August 9, 2008 at 2:14 pm
Daniel Buck
Two thoughts on the subject. First, as I recall (in other words, this is a memory shot, like a bank shot in billiards, but shakier), Lincoln offered the South an unamendable constitutional amendment enshrining slavery. In other words, slavery forever and ever in the then slave-holding states. That offer went nowhere.
Counterfactual question. If the South had accepted the offer, how many more decades would slavery have lasted? Would the United States have been the last country on earth to have abolished slavery?

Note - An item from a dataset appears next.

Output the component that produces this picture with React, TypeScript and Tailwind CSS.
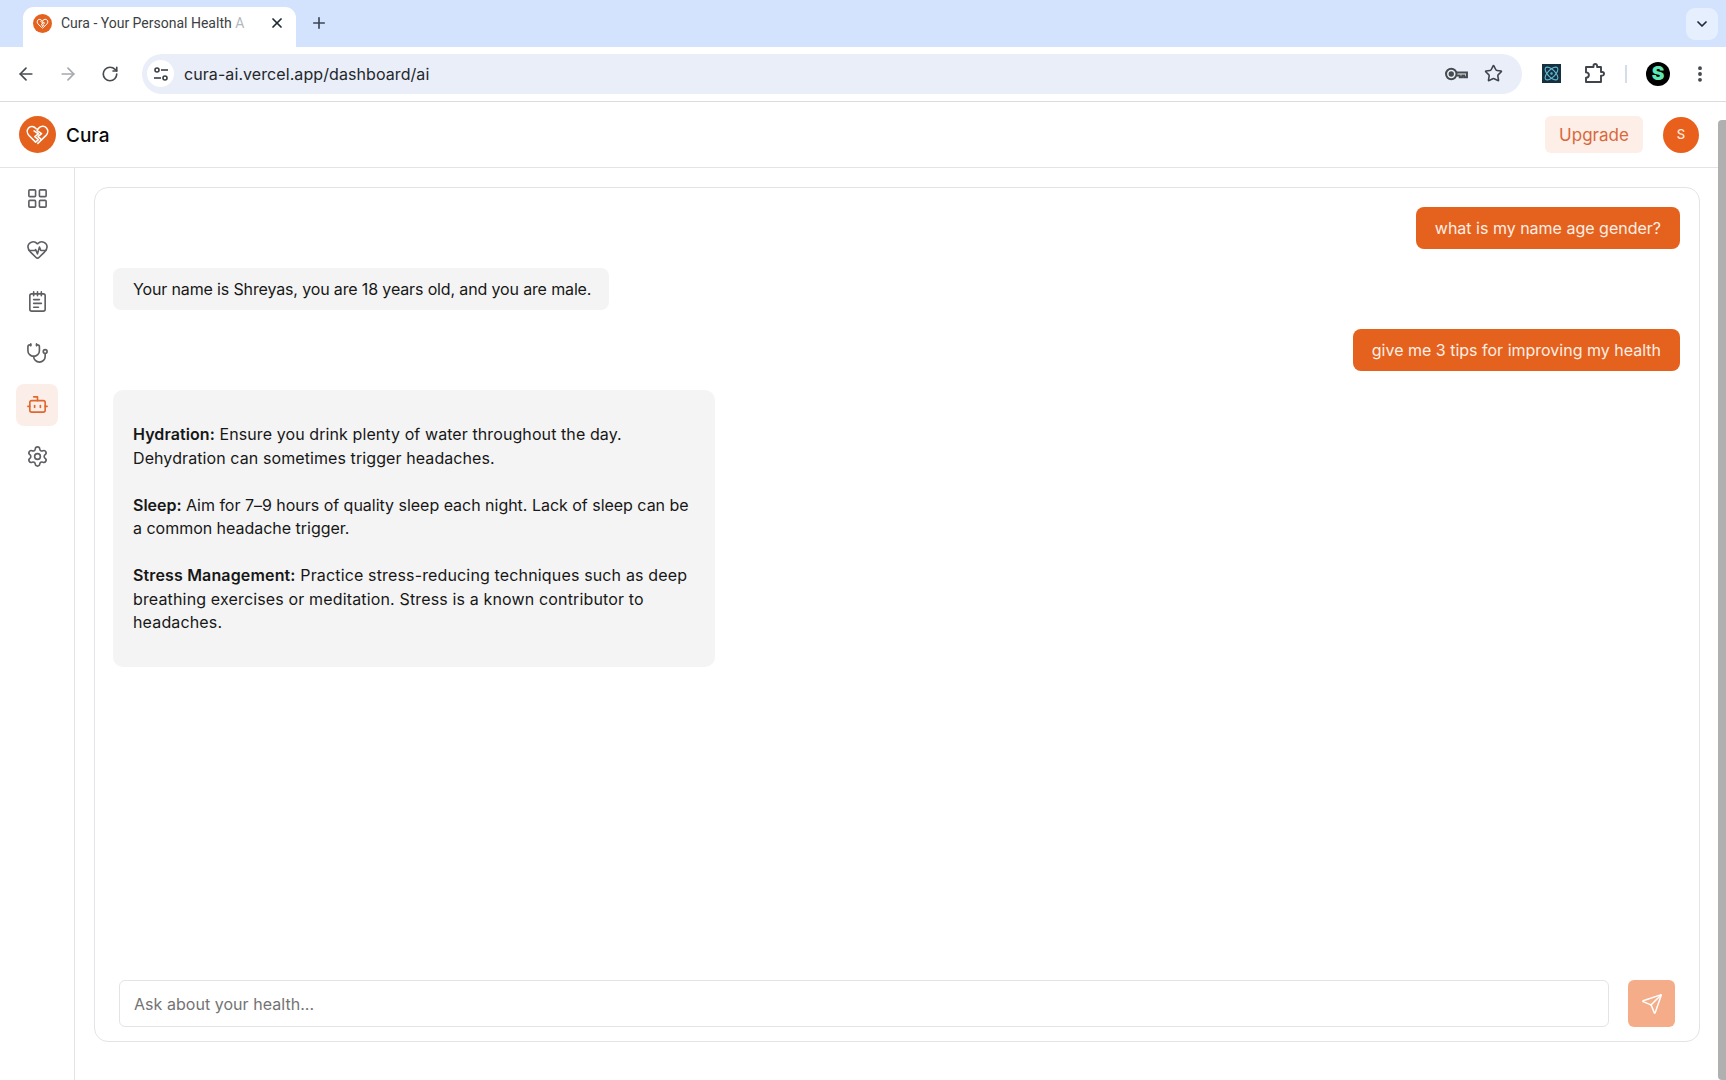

Second, race. If the slaves had been Irish or Polish or Italian, they could have been absorbed into southern society. But the slaves were black. Not only black, but in several southern states a substantial percentage of the population. The south had painted itself into a corner. Nowhere to go. It was a lost cause before it was a Lost Cause.
Dan
August 9, 2008 at 2:34 pm
Daniel Buck
Here’s the citation for the constitutional amendment: chapter 28, “Compromise Rejected,” THE ROAD TO DISUNION: SECESSIONISTS TRIUMPHANT (2007), William W. Freehling. I was wrong about Lincoln, it was the “Committee of Thirteen” (Senators), led by Kentucky’s John J. Crittenden, who, after the election of 1860 but before Lincoln’s inauguration, wrote the amendment and made the offer.

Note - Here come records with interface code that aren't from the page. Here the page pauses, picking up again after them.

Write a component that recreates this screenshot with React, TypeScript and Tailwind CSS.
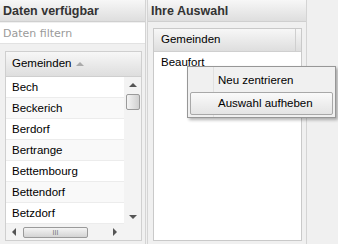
const items = ["Bech", "Beckerich", "Berdorf", "Bertrange", "Bettembourg", "Bettendorf", "Betzdorf"]

const head = "bg-gradient-to-b from-[#f7f7f7] to-[#dedede] border-b border-[#cfcfcf]"
const titleFont = { fontFamily: '"Liberation Sans", Tahoma, sans-serif', fontSize: 12.5 }

function Up() {
  return <div className="h-0 w-0 border-x-[4px] border-b-[4px] border-x-transparent border-b-[#555]" />
}
function Down() {
  return <div className="h-0 w-0 border-x-[4px] border-t-[4px] border-x-transparent border-t-[#555]" />
}

export default function App() {
  return (
    <div className="relative flex h-[244px] w-[338px] overflow-hidden bg-[#f0f0f0] text-[11px] text-black" style={{ fontFamily: '"Liberation Sans", Arial, sans-serif' }}>
      {/* left panel */}
      <div className="flex w-[146px] flex-col border-r border-[#d4d4d4]">
        <div className={`h-[22px] pl-[3px] leading-[22px] font-bold text-[#333] ${head}`} style={titleFont}>
          Daten verfügbar
        </div>
        <div className="mt-[1px] h-[21px] border-b border-[#e2e2e2] bg-white pl-[3px] leading-[21px] text-[#9a9a9a]" style={{ fontFamily: '"DejaVu Sans", Tahoma, sans-serif', fontSize: 11 }}>Daten filtern</div>
        <div className="flex flex-1 flex-col pb-[4px] pl-[5px] pr-[3px] pt-[7px]">
          <div className="flex flex-1 flex-col border border-[#cfcfcf] bg-white">
            <div className={`flex h-[25px] items-center gap-[5px] pl-[6px] ${head}`}>
              <span className="text-[11.5px]">Gemeinden</span>
              <div className="h-0 w-0 border-x-[4px] border-b-[4px] border-x-transparent border-b-[#aaa]" />
            </div>
            <div className="flex flex-1 overflow-hidden">
              <div className="flex-1 overflow-hidden">
                {items.map((n, i) => (
                  <div key={n} className={`h-[21px] border-b border-[#ececec] pl-[6px] text-[11.5px] leading-[21px] ${i % 2 ? "bg-[#f9f9f9]" : "bg-white"}`}>{n}</div>
                ))}
              </div>
              <div className="flex w-[17px] flex-col items-center bg-[#f3f3f3] pt-[6px]">
                <Up />
                <div className="mt-[7px] h-[16px] w-[14px] rounded-[2px] border border-[#9a9a9a] bg-gradient-to-r from-[#f4f4f4] to-[#d0d0d0]" />
                <div className="flex-1" />
                <div className="mb-[5px]"><Down /></div>
              </div>
            </div>
            <div className="flex h-[16px] items-center bg-[#f3f3f3]">
              <div className="ml-[6px] h-0 w-0 border-y-[4px] border-r-[4px] border-y-transparent border-r-[#555]" />
              <div className="ml-[7px] flex h-[11px] w-[65px] items-center justify-center rounded-[2px] border border-[#9a9a9a] bg-gradient-to-b from-[#f4f4f4] to-[#d4d4d4] text-[7px] leading-none text-[#777]">III</div>
              <div className="flex-1" />
              <div className="mr-[24px] h-0 w-0 border-y-[4px] border-l-[4px] border-y-transparent border-l-[#555]" />
            </div>
          </div>
        </div>
      </div>
      {/* right panel */}
      <div className="ml-[1px] flex w-[160px] flex-col border-x border-[#d4d4d4]">
        <div className={`h-[22px] pl-[3px] leading-[22px] font-bold text-[#333] ${head}`} style={titleFont}>
          Ihre Auswahl
        </div>
        <div className="flex flex-1 flex-col pb-[3px] pl-[5px] pr-[4px] pt-[6px]">
          <div className="flex flex-1 flex-col border border-[#c9c9c9] bg-white">
            <div className={`flex h-[23px] items-center ${head}`}>
              <span className="flex-1 pl-[7px] text-[11.5px]">Gemeinden</span>
              <div className="h-full w-[6px] border-l border-[#cfcfcf]" />
            </div>
            <div className="h-[21px] pl-[7px] text-[11.5px] leading-[21px]">Beaufort</div>
          </div>
        </div>
      </div>
      {/* context menu */}
      <div className="absolute left-[187px] top-[66px] flex h-[52px] w-[149px] flex-col border border-[#979797] bg-[#f0f0f0] shadow-[2px_2px_3px_rgba(0,0,0,0.3)]">
        <div className="absolute bottom-0 left-[25px] top-0 border-l border-[#e0e0e0]" />
        <div className="relative h-[25px] pl-[30px] text-[11.5px] leading-[26px]">Neu zentrieren</div>
        <div className="relative mx-[2px] h-[23px] rounded-[2px] border border-[#a8a8a8] bg-gradient-to-b from-[#fafafa] to-[#e4e4e4] pl-[27px] text-[11.5px] leading-[21px]">Auswahl aufheben</div>
      </div>
    </div>
  )
}
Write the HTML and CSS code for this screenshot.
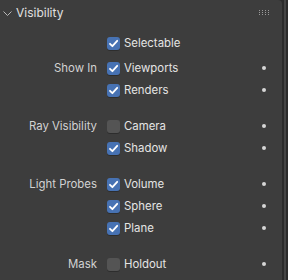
FILE: index.html
```html
<!DOCTYPE html>
<html lang="en">
<head>
  <meta charset="UTF-8">
  <title>Visibility</title>
  <link rel="stylesheet" href="styles.css">
</head>
<body>
  <div class="panel">
    <div class="header">
      <svg class="chevron" width="9" height="5" viewBox="0 0 9 5"><path d="M0.5 0.5 L4.5 4.5 L8.5 0.5" fill="none" stroke="#b8b8b8" stroke-width="1"/></svg>
      <span class="title">Visibility</span>
      <svg class="grip" width="12" height="6" viewBox="0 0 12 6">
        <g fill="#9a9a9a">
          <rect x="0" y="0" width="1" height="1"/><rect x="3" y="0" width="1" height="1"/><rect x="6" y="0" width="1" height="1"/><rect x="9" y="0" width="1" height="1"/>
          <rect x="0" y="2" width="1" height="1"/><rect x="3" y="2" width="1" height="1"/><rect x="6" y="2" width="1" height="1"/><rect x="9" y="2" width="1" height="1"/>
          <rect x="0" y="4" width="1" height="1"/><rect x="3" y="4" width="1" height="1"/><rect x="6" y="4" width="1" height="1"/><rect x="9" y="4" width="1" height="1"/>
        </g>
      </svg>
    </div>

    <div class="content">
      <div class="group first">
        <div class="row">
          <span class="label"></span>
          <span class="check on"></span><span class="name">Selectable</span>
          <span></span>
        </div>
      </div>

      <div class="group">
        <div class="row">
          <span class="label">Show In</span>
          <span class="check on"></span><span class="name">Viewports</span>
          <span class="dot"></span>
        </div>
        <div class="row">
          <span class="label"></span>
          <span class="check on"></span><span class="name">Renders</span>
          <span class="dot"></span>
        </div>
      </div>

      <div class="group">
        <div class="row">
          <span class="label">Ray Visibility</span>
          <span class="check"></span><span class="name">Camera</span>
          <span class="dot"></span>
        </div>
        <div class="row">
          <span class="label"></span>
          <span class="check on"></span><span class="name">Shadow</span>
          <span class="dot"></span>
        </div>
      </div>

      <div class="group">
        <div class="row">
          <span class="label">Light Probes</span>
          <span class="check on"></span><span class="name">Volume</span>
          <span class="dot"></span>
        </div>
        <div class="row">
          <span class="label"></span>
          <span class="check on"></span><span class="name">Sphere</span>
          <span class="dot"></span>
        </div>
        <div class="row">
          <span class="label"></span>
          <span class="check on"></span><span class="name">Plane</span>
          <span class="dot"></span>
        </div>
      </div>

      <div class="group">
        <div class="row">
          <span class="label">Mask</span>
          <span class="check"></span><span class="name">Holdout</span>
          <span class="dot"></span>
        </div>
      </div>
    </div>
  </div>
  <div class="scroll"></div>
</body>
</html>
```

FILE: styles.css
```css
body {
  margin: 0;
  width: 288px;
  height: 280px;
  background-color: #2b2b2b;
  font-family: Inter, "Noto Sans", sans-serif;
  font-size: 11.4px;
  display: flex;
  overflow: hidden;
}
.panel {
  width: 282px;
  height: 280px;
  background-color: #3d3d3d;
  border-top-right-radius: 4px;
}
.scroll {
  width: 2px;
  height: 280px;
  margin-left: 2px;
  background-color: #454545;
}
.header {
  height: 25px;
  display: flex;
  align-items: center;
  color: #e0e0e0;
}
.chevron {
  margin-left: 3px;
  margin-right: 4px;
  margin-top: 1px;
}
.title {
  flex: 1;
  font-size: 12px;
}
.grip {
  margin-right: 11px;
}
.content {
  padding-top: 7px;
}
.group {
  margin-bottom: 14px;
}
.group.first {
  margin-bottom: 3px;
}
.row {
  height: 22px;
  display: grid;
  grid-template-columns: 107px 13px 1fr 4px;
  align-items: center;
  padding-right: 16px;
}
.label {
  text-align: right;
  color: #d2d2d2;
  margin-right: 10px;
  white-space: nowrap;
}
.check {
  width: 13px;
  height: 13px;
  border-radius: 3px;
  background-color: #545454;
  box-shadow: 0 1px 0 rgba(0, 0, 0, 0.25);
}
.check.on {
  background-color: #4772b3;
  background-image: url("data:image/svg+xml,%3Csvg xmlns='http://www.w3.org/2000/svg' width='13' height='13' viewBox='0 0 13 13'%3E%3Cpath d='M3 6.8 L5.4 9.2 L10.2 3.8' fill='none' stroke='white' stroke-width='1.8' stroke-linecap='round' stroke-linejoin='round'/%3E%3C/svg%3E");
}
.name {
  padding-left: 4px;
  color: #e4e4e4;
}
.dot {
  width: 4px;
  height: 4px;
  border-radius: 50%;
  background-color: #d6d6d6;
}
```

Freehling implies Lincoln would have agreed to it.
(Freehling also asks the “what if?” question. If there had been no civil war, how long would slavery have lasted?)
So, in essence, the slave states rejected a deal that would have given them a couple more generations of slavery — maybe more than a couple — for a disastrous war and the end of slavery.
One reason for their rejection, I think, is my second suggestion above.